[Begin Working data]
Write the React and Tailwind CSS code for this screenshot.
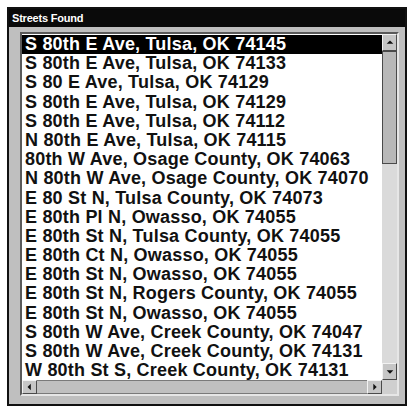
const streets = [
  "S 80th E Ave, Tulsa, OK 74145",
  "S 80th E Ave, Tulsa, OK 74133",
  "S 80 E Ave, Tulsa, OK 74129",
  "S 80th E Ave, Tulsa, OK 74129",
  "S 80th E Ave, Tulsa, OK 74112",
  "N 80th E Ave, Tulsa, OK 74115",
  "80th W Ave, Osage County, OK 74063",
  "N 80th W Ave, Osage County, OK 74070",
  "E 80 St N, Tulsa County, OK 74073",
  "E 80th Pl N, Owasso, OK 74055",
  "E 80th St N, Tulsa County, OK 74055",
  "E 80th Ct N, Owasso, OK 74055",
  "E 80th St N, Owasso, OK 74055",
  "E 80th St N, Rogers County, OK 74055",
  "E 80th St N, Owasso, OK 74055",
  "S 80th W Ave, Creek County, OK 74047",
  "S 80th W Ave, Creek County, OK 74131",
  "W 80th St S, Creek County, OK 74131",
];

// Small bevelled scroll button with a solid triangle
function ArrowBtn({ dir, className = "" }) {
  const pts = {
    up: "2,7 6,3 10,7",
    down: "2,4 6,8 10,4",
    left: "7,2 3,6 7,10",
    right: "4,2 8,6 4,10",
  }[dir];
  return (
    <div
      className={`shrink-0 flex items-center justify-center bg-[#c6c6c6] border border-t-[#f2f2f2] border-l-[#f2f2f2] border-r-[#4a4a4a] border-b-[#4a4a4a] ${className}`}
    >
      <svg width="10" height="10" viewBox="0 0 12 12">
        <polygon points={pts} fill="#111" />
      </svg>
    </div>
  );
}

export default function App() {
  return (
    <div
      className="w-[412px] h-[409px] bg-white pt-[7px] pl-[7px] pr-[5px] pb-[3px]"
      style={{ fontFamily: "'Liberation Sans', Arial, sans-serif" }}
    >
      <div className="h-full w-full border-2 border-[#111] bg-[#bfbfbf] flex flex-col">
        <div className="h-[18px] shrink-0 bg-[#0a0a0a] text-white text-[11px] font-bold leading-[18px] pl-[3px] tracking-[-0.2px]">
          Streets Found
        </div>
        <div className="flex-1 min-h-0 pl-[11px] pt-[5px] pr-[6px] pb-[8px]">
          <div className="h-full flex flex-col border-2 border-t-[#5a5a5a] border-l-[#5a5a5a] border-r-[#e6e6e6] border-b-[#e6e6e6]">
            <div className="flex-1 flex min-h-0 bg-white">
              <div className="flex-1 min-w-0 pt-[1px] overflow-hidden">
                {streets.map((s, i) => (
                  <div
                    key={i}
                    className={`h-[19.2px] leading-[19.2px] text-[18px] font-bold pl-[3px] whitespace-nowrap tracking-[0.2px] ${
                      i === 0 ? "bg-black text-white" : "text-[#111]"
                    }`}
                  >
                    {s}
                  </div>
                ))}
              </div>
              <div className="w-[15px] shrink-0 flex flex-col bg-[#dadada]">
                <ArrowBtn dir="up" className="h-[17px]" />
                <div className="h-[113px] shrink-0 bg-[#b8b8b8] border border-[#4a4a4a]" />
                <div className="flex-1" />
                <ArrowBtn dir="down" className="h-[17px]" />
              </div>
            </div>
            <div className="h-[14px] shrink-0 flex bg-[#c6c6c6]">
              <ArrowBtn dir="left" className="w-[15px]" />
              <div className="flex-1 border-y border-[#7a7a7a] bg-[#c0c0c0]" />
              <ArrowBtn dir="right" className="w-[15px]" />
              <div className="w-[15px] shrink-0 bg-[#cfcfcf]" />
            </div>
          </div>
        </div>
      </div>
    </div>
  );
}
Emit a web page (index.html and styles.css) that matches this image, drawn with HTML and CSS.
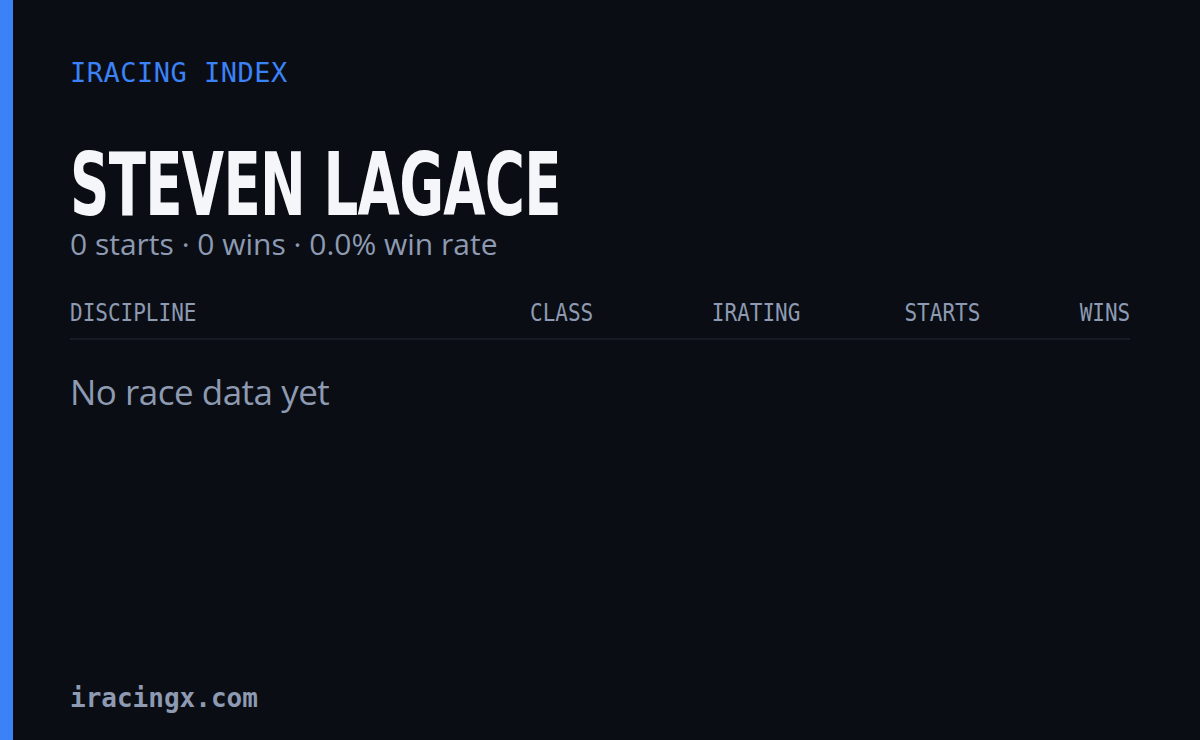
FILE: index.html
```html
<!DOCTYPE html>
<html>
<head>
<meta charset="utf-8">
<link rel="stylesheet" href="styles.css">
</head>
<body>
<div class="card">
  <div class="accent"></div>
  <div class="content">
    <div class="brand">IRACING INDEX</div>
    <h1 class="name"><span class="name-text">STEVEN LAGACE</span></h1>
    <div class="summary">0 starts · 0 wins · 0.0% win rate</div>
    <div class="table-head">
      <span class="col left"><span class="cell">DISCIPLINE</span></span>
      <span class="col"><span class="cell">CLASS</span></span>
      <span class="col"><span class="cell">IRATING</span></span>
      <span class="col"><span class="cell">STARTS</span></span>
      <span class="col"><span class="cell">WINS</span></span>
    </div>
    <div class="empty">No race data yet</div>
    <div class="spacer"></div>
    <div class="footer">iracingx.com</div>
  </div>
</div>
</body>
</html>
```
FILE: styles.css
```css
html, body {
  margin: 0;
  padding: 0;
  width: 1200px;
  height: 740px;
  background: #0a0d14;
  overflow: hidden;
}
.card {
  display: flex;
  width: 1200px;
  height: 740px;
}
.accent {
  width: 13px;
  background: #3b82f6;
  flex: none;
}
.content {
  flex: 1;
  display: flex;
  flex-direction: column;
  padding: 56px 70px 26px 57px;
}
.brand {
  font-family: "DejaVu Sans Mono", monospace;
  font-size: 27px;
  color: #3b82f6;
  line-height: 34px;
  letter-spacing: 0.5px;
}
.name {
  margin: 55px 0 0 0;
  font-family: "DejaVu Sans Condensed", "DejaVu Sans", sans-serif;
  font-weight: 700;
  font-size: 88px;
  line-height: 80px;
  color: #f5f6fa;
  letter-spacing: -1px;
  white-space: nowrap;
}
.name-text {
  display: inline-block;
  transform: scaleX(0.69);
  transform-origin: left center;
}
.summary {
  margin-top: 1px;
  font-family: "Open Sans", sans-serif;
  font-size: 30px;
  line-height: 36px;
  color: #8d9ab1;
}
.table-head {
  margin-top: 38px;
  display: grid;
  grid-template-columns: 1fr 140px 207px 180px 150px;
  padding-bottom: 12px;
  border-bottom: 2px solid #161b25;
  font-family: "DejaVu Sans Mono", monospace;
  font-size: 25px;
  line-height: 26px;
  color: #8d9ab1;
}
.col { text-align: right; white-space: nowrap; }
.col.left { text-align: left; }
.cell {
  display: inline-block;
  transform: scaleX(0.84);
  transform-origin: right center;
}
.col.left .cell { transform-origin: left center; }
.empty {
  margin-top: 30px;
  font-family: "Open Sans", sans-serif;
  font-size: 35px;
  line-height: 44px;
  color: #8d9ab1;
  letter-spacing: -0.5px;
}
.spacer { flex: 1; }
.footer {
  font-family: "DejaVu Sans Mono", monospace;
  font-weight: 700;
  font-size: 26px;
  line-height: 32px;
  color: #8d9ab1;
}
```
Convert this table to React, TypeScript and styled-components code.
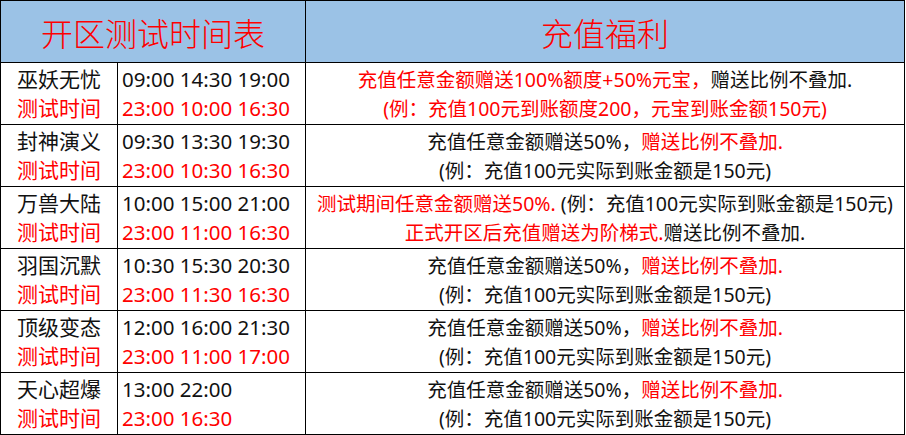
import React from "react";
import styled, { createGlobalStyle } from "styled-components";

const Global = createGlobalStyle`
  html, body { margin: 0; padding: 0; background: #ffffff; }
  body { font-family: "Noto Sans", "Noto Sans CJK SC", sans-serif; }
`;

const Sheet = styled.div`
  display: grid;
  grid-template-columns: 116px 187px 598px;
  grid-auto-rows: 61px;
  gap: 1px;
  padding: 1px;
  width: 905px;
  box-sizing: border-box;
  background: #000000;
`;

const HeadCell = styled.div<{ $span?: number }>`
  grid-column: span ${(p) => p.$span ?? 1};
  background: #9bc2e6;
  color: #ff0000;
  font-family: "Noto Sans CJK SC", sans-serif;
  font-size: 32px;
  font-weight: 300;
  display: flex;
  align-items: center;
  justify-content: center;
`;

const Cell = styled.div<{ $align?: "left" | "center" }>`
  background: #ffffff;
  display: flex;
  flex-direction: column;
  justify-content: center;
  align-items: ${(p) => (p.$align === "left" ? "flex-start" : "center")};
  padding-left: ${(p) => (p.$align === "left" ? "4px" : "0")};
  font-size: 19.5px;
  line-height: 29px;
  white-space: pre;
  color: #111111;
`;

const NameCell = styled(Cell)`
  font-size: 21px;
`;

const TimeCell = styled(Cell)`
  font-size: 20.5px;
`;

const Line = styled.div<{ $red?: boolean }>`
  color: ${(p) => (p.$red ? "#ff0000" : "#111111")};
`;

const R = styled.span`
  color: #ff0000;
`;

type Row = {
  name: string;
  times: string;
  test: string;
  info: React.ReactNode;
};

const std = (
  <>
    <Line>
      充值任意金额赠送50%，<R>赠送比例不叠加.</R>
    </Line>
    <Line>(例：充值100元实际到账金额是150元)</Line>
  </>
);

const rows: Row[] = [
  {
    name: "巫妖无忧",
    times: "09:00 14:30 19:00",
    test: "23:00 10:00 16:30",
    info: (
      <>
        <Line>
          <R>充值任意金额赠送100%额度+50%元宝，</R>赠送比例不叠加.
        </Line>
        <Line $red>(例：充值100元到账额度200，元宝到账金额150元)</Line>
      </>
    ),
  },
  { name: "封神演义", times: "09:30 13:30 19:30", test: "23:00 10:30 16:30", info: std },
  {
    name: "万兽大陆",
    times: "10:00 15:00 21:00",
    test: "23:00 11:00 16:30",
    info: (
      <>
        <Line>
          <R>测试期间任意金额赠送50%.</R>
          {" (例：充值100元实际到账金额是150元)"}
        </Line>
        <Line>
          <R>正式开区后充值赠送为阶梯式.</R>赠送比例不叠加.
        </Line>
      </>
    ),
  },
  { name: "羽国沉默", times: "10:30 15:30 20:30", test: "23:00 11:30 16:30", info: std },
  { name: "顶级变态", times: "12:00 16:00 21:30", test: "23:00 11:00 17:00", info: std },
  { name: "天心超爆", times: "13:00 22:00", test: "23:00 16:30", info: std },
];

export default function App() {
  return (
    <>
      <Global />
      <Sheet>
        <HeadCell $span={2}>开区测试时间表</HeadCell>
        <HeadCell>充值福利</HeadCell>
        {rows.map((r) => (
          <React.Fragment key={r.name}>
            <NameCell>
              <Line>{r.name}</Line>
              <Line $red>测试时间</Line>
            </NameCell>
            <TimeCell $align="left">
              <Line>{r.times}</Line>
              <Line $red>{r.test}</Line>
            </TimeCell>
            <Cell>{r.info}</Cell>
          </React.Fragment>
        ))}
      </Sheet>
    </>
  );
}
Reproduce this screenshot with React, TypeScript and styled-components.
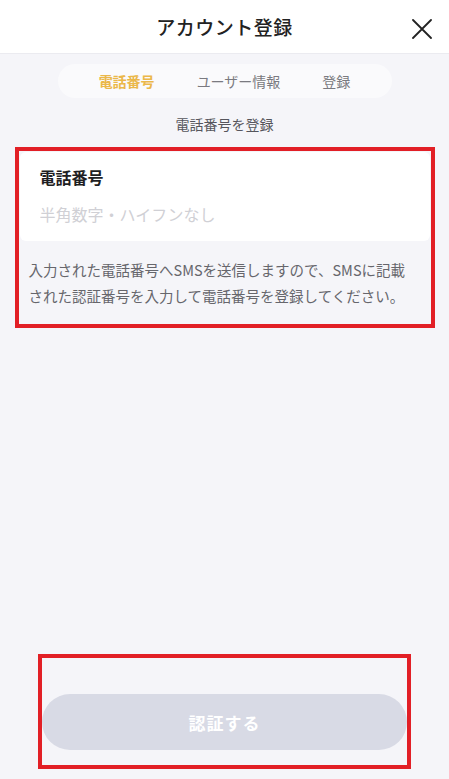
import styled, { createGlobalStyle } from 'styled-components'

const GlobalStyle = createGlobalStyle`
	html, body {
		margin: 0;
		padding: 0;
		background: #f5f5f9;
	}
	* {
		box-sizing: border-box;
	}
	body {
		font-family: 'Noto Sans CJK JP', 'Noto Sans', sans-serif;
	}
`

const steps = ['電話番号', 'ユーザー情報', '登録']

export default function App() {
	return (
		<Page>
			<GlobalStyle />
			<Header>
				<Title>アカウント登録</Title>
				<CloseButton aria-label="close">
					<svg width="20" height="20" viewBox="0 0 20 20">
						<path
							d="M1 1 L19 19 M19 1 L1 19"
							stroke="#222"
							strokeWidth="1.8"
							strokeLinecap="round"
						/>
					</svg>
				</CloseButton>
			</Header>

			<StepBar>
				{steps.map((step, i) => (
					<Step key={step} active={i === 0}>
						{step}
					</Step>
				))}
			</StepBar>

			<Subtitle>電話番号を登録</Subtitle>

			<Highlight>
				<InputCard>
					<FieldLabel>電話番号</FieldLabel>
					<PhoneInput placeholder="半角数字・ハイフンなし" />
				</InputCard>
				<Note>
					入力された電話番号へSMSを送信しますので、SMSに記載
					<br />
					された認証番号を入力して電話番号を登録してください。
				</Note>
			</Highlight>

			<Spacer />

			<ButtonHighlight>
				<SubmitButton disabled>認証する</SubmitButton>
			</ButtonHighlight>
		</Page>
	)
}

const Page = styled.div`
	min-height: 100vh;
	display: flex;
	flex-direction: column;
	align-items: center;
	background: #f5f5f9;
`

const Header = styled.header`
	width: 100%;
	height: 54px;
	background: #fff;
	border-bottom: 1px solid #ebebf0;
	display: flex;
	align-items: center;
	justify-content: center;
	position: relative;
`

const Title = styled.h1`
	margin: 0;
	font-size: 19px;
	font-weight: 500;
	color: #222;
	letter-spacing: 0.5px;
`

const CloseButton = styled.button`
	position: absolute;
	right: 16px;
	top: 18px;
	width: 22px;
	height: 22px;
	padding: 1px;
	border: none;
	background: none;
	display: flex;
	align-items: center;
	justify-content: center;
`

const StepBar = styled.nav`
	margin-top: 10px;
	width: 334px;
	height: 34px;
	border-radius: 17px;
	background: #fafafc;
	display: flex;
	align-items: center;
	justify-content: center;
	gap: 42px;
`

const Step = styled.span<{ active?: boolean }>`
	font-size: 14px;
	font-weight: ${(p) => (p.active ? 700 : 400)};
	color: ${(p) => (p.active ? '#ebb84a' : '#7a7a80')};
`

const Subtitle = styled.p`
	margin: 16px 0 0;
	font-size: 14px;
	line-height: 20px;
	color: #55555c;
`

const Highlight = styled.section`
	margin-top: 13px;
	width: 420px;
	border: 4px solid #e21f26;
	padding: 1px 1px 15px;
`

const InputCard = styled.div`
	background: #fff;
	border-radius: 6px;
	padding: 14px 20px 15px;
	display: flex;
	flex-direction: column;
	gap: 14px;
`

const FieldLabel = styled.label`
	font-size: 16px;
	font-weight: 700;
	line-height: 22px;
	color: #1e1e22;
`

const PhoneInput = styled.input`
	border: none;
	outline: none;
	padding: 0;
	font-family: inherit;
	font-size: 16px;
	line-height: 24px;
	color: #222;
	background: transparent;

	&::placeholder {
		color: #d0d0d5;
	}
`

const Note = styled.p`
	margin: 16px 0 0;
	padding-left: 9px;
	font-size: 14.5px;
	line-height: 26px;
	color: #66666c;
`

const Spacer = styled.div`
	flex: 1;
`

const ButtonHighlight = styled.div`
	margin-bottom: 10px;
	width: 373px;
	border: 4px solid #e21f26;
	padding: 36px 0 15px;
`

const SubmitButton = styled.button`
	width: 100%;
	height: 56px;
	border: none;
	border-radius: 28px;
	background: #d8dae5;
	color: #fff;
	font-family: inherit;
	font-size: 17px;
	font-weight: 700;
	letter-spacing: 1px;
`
[End Working data]
List every line above that contains the word "styles".

Emit a web page (index.html and styles.css) that matches this image, drawn with HTML and CSS.
<link rel="stylesheet" href="styles.css">
FILE: styles.css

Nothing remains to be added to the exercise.